I have been to five NYFW shows thus far, and each time that I attend, my experience solidifies the fact that fashion is no longer for the elite nor is it untouchable, it is for everyone. If you appear as if you’re part of this industry, keep your head high and act in a self-assured manner, you will notice that everyone in this industry is essentially at the same level. Although I am far from having the same title as blogger Aimee Song or actress Katie Holmes, we all saw the same collection on the same night at Club Monaco’s presentation, even if we were there thirty minutes apart. We all viewed the pieces in person, drank the same champagne, and ate the same finger foods. This industry has the tendency to make outsiders feel as though they need to have the connections to be part of the iconic NYFW schedule. Yet here I am, a student who is simply interested in the fashion industry and gets to participate in the same experiences as those who are already well-established.

“I have been to five NYFW shows thus far, and each time that I attend, my experience solidifies the fact that fashion is no longer for the elite nor is it untouchable, it is for everyone.”

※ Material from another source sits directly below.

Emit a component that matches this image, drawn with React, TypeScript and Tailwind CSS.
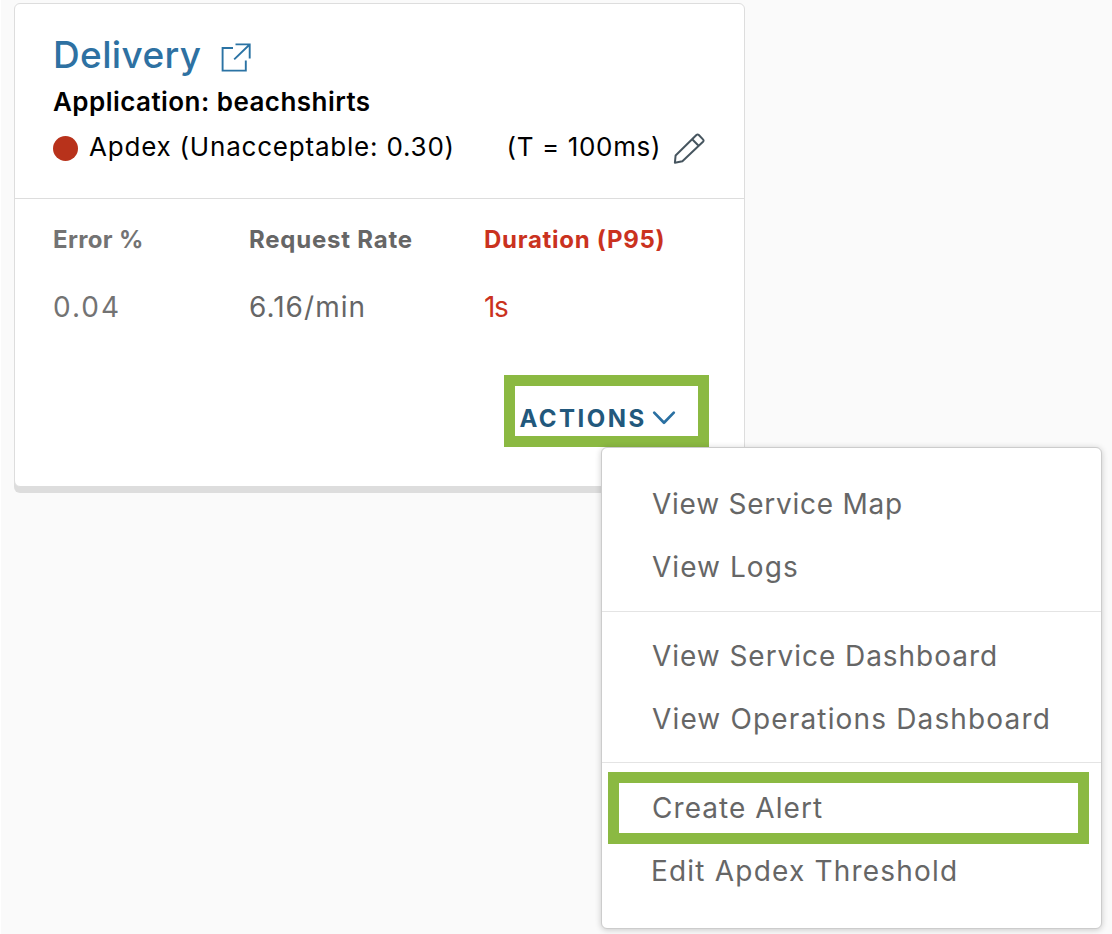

We all have the ability to be part of an iconic week in Manhattan, and as the years go by, these events become less unattainable and more approachable. While part of me does wish that fashion was more elite and luxurious, like how it was in the 90s where editors and buyers were the only ones sitting in the front row, times are changing and so are the attendees. Fashion is a universal commodity, therefore we should all be represented in these events. If you are passionate and admire the NYFW lifestyle, you too can be part of this exhilarating week in Manhattan. Simply keep your head up, act assertively and dress to impress. After all, it is fashion week.